Stored records:
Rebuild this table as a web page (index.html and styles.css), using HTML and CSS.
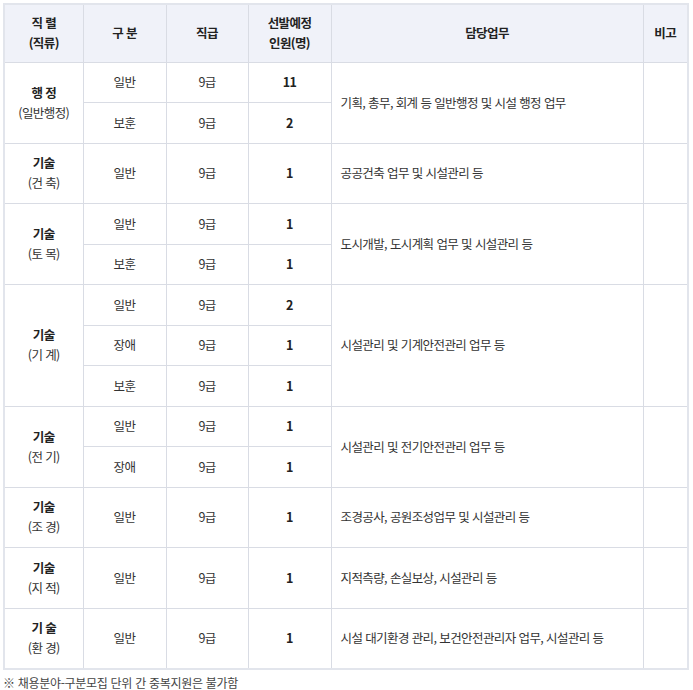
FILE: index.html
```html
<!DOCTYPE html>
<html lang="ko">
<head>
<meta charset="utf-8">
<link rel="stylesheet" href="styles.css">
</head>
<body>
<div class="wrap">
<table class="tbl">
  <colgroup>
    <col class="c1"><col class="c2"><col class="c3"><col class="c4"><col class="c5"><col class="c6">
  </colgroup>
  <thead>
    <tr class="head">
      <th>직 렬<br>(직류)</th>
      <th>구 분</th>
      <th>직급</th>
      <th>선발예정<br>인원(명)</th>
      <th>담당업무</th>
      <th>비고</th>
    </tr>
  </thead>
  <tbody>
    <tr class="sub">
      <td rowspan="2" class="grp"><b>행 정</b><br>(일반행정)</td>
      <td>일반</td><td>9급</td><td class="num">11</td>
      <td rowspan="2" class="task">기획, 총무, 회계 등 일반행정 및 시설 행정 업무</td>
      <td rowspan="2"></td>
    </tr>
    <tr class="sub">
      <td>보훈</td><td>9급</td><td class="num">2</td>
    </tr>

    <tr class="single">
      <td class="grp"><b>기술</b><br>(건 축)</td>
      <td>일반</td><td>9급</td><td class="num">1</td>
      <td class="task">공공건축 업무 및 시설관리 등</td>
      <td></td>
    </tr>

    <tr class="sub">
      <td rowspan="2" class="grp"><b>기술</b><br>(토 목)</td>
      <td>일반</td><td>9급</td><td class="num">1</td>
      <td rowspan="2" class="task">도시개발, 도시계획 업무 및 시설관리 등</td>
      <td rowspan="2"></td>
    </tr>
    <tr class="sub">
      <td>보훈</td><td>9급</td><td class="num">1</td>
    </tr>

    <tr class="sub">
      <td rowspan="3" class="grp"><b>기술</b><br>(기 계)</td>
      <td>일반</td><td>9급</td><td class="num">2</td>
      <td rowspan="3" class="task">시설관리 및 기계안전관리 업무 등</td>
      <td rowspan="3"></td>
    </tr>
    <tr class="sub">
      <td>장애</td><td>9급</td><td class="num">1</td>
    </tr>
    <tr class="sub">
      <td>보훈</td><td>9급</td><td class="num">1</td>
    </tr>

    <tr class="sub">
      <td rowspan="2" class="grp"><b>기술</b><br>(전 기)</td>
      <td>일반</td><td>9급</td><td class="num">1</td>
      <td rowspan="2" class="task">시설관리 및 전기안전관리 업무 등</td>
      <td rowspan="2"></td>
    </tr>
    <tr class="sub">
      <td>장애</td><td>9급</td><td class="num">1</td>
    </tr>

    <tr class="single">
      <td class="grp"><b>기술</b><br>(조 경)</td>
      <td>일반</td><td>9급</td><td class="num">1</td>
      <td class="task">조경공사, 공원조성업무 및 시설관리 등</td>
      <td></td>
    </tr>

    <tr class="single">
      <td class="grp"><b>기술</b><br>(지 적)</td>
      <td>일반</td><td>9급</td><td class="num">1</td>
      <td class="task">지적측량, 손실보상, 시설관리 등</td>
      <td></td>
    </tr>

    <tr class="single">
      <td class="grp"><b>기 술</b><br>(환 경)</td>
      <td>일반</td><td>9급</td><td class="num">1</td>
      <td class="task">시설 대기환경 관리, 보건안전관리자 업무, 시설관리 등</td>
      <td></td>
    </tr>
  </tbody>
</table>
<p class="note">※ 채용분야-구분모집 단위 간 중복지원은 불가함</p>
</div>
</body>
</html>
```

FILE: styles.css
```css
html, body {
  margin: 0;
  padding: 0;
  background: #ffffff;
}
body {
  font-family: "Noto Sans CJK KR", "Noto Sans", sans-serif;
  color: #333333;
  font-size: 12.5px;
}
.wrap {
  padding: 3px 5px 0 3px;
}
.tbl {
  width: 684px;
  border-collapse: collapse;
  table-layout: fixed;
  border: 2px solid #e2e5ec;
  letter-spacing: -0.6px;
}
.c1 { width: 79px; }
.c2 { width: 83px; }
.c3 { width: 82px; }
.c4 { width: 83px; }
.c5 { width: 312px; }
.c6 { width: 45px; }
.tbl th, .tbl td {
  border: 1px solid #d9dce4;
  text-align: center;
  vertical-align: middle;
  padding: 0 4px;
  line-height: 20px;
}
.tbl th {
  background: #f0f2f9;
  font-weight: 700;
  color: #222222;
}
.head { height: 58px; }
.sub { height: 40.5px; }
.single { height: 60.5px; }
.grp b {
  font-weight: 700;
  color: #222222;
}
.num {
  font-weight: 700;
  color: #222222;
}
.tbl td.task {
  text-align: left;
  padding-left: 9px;
}
.note {
  margin: 6px 0 0 0;
  font-size: 12px;
  color: #444444;
  line-height: 14px;
  letter-spacing: -0.3px;
}
```
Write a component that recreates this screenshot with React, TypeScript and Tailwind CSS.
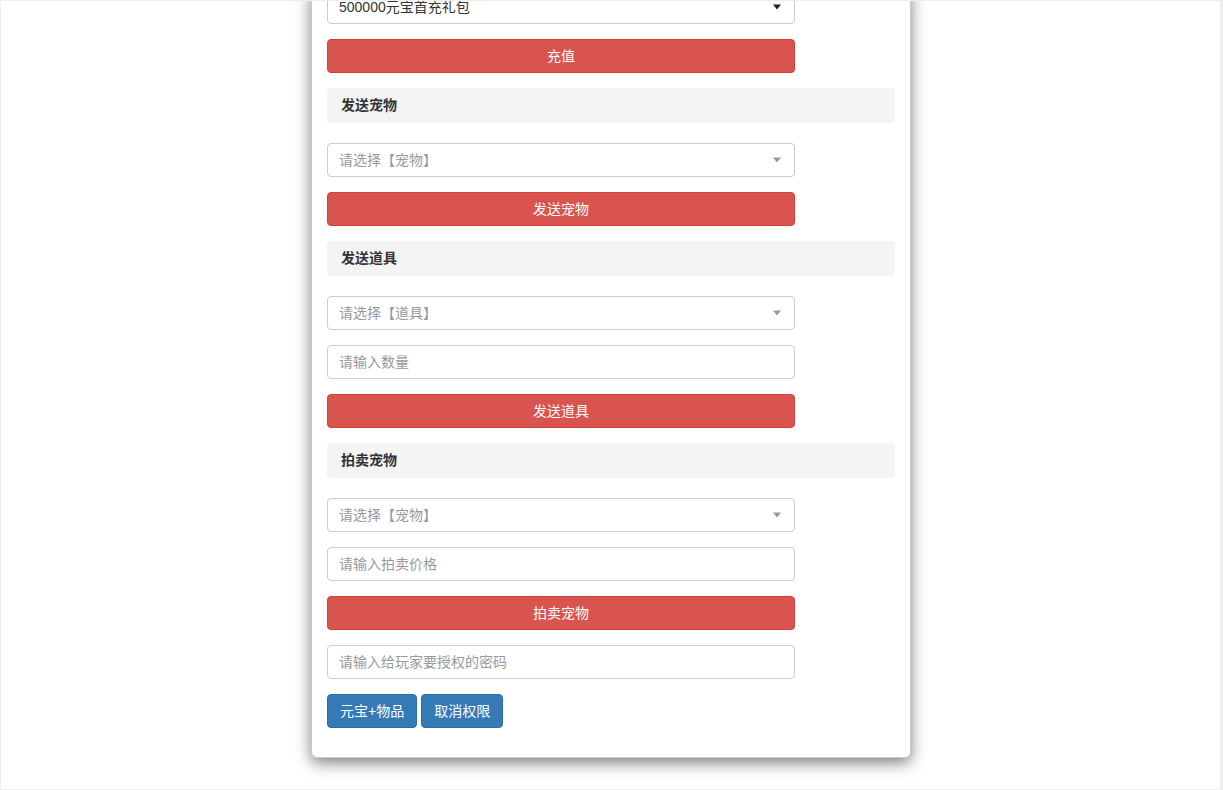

#### [Task objective]
Copy each line of the records precisely and drop any images they hold.

#### [Response to this task]
Rebuild this table as a web page (index.html and styles.css), using HTML and CSS.
FILE: index.html
```html
<!DOCTYPE html>
<html lang="ko">
<head>
<meta charset="utf-8">
<link rel="stylesheet" href="styles.css">
</head>
<body>
<div class="wrap">
<table class="tbl">
  <colgroup>
    <col class="c1"><col class="c2"><col class="c3"><col class="c4"><col class="c5"><col class="c6">
  </colgroup>
  <thead>
    <tr class="head">
      <th>직 렬<br>(직류)</th>
      <th>구 분</th>
      <th>직급</th>
      <th>선발예정<br>인원(명)</th>
      <th>담당업무</th>
      <th>비고</th>
    </tr>
  </thead>
  <tbody>
    <tr class="sub">
      <td rowspan="2" class="grp"><b>행 정</b><br>(일반행정)</td>
      <td>일반</td><td>9급</td><td class="num">11</td>
      <td rowspan="2" class="task">기획, 총무, 회계 등 일반행정 및 시설 행정 업무</td>
      <td rowspan="2"></td>
    </tr>
    <tr class="sub">
      <td>보훈</td><td>9급</td><td class="num">2</td>
    </tr>

    <tr class="single">
      <td class="grp"><b>기술</b><br>(건 축)</td>
      <td>일반</td><td>9급</td><td class="num">1</td>
      <td class="task">공공건축 업무 및 시설관리 등</td>
      <td></td>
    </tr>

    <tr class="sub">
      <td rowspan="2" class="grp"><b>기술</b><br>(토 목)</td>
      <td>일반</td><td>9급</td><td class="num">1</td>
      <td rowspan="2" class="task">도시개발, 도시계획 업무 및 시설관리 등</td>
      <td rowspan="2"></td>
    </tr>
    <tr class="sub">
      <td>보훈</td><td>9급</td><td class="num">1</td>
    </tr>

    <tr class="sub">
      <td rowspan="3" class="grp"><b>기술</b><br>(기 계)</td>
      <td>일반</td><td>9급</td><td class="num">2</td>
      <td rowspan="3" class="task">시설관리 및 기계안전관리 업무 등</td>
      <td rowspan="3"></td>
    </tr>
    <tr class="sub">
      <td>장애</td><td>9급</td><td class="num">1</td>
    </tr>
    <tr class="sub">
      <td>보훈</td><td>9급</td><td class="num">1</td>
    </tr>

    <tr class="sub">
      <td rowspan="2" class="grp"><b>기술</b><br>(전 기)</td>
      <td>일반</td><td>9급</td><td class="num">1</td>
      <td rowspan="2" class="task">시설관리 및 전기안전관리 업무 등</td>
      <td rowspan="2"></td>
    </tr>
    <tr class="sub">
      <td>장애</td><td>9급</td><td class="num">1</td>
    </tr>

    <tr class="single">
      <td class="grp"><b>기술</b><br>(조 경)</td>
      <td>일반</td><td>9급</td><td class="num">1</td>
      <td class="task">조경공사, 공원조성업무 및 시설관리 등</td>
      <td></td>
    </tr>

    <tr class="single">
      <td class="grp"><b>기술</b><br>(지 적)</td>
      <td>일반</td><td>9급</td><td class="num">1</td>
      <td class="task">지적측량, 손실보상, 시설관리 등</td>
      <td></td>
    </tr>

    <tr class="single">
      <td class="grp"><b>기 술</b><br>(환 경)</td>
      <td>일반</td><td>9급</td><td class="num">1</td>
      <td class="task">시설 대기환경 관리, 보건안전관리자 업무, 시설관리 등</td>
      <td></td>
    </tr>
  </tbody>
</table>
<p class="note">※ 채용분야-구분모집 단위 간 중복지원은 불가함</p>
</div>
</body>
</html>
```

FILE: styles.css
```css
html, body {
  margin: 0;
  padding: 0;
  background: #ffffff;
}
body {
  font-family: "Noto Sans CJK KR", "Noto Sans", sans-serif;
  color: #333333;
  font-size: 12.5px;
}
.wrap {
  padding: 3px 5px 0 3px;
}
.tbl {
  width: 684px;
  border-collapse: collapse;
  table-layout: fixed;
  border: 2px solid #e2e5ec;
  letter-spacing: -0.6px;
}
.c1 { width: 79px; }
.c2 { width: 83px; }
.c3 { width: 82px; }
.c4 { width: 83px; }
.c5 { width: 312px; }
.c6 { width: 45px; }
.tbl th, .tbl td {
  border: 1px solid #d9dce4;
  text-align: center;
  vertical-align: middle;
  padding: 0 4px;
  line-height: 20px;
}
.tbl th {
  background: #f0f2f9;
  font-weight: 700;
  color: #222222;
}
.head { height: 58px; }
.sub { height: 40.5px; }
.single { height: 60.5px; }
.grp b {
  font-weight: 700;
  color: #222222;
}
.num {
  font-weight: 700;
  color: #222222;
}
.tbl td.task {
  text-align: left;
  padding-left: 9px;
}
.note {
  margin: 6px 0 0 0;
  font-size: 12px;
  color: #444444;
  line-height: 14px;
  letter-spacing: -0.3px;
}
```
Write a component that recreates this screenshot with React, TypeScript and Tailwind CSS.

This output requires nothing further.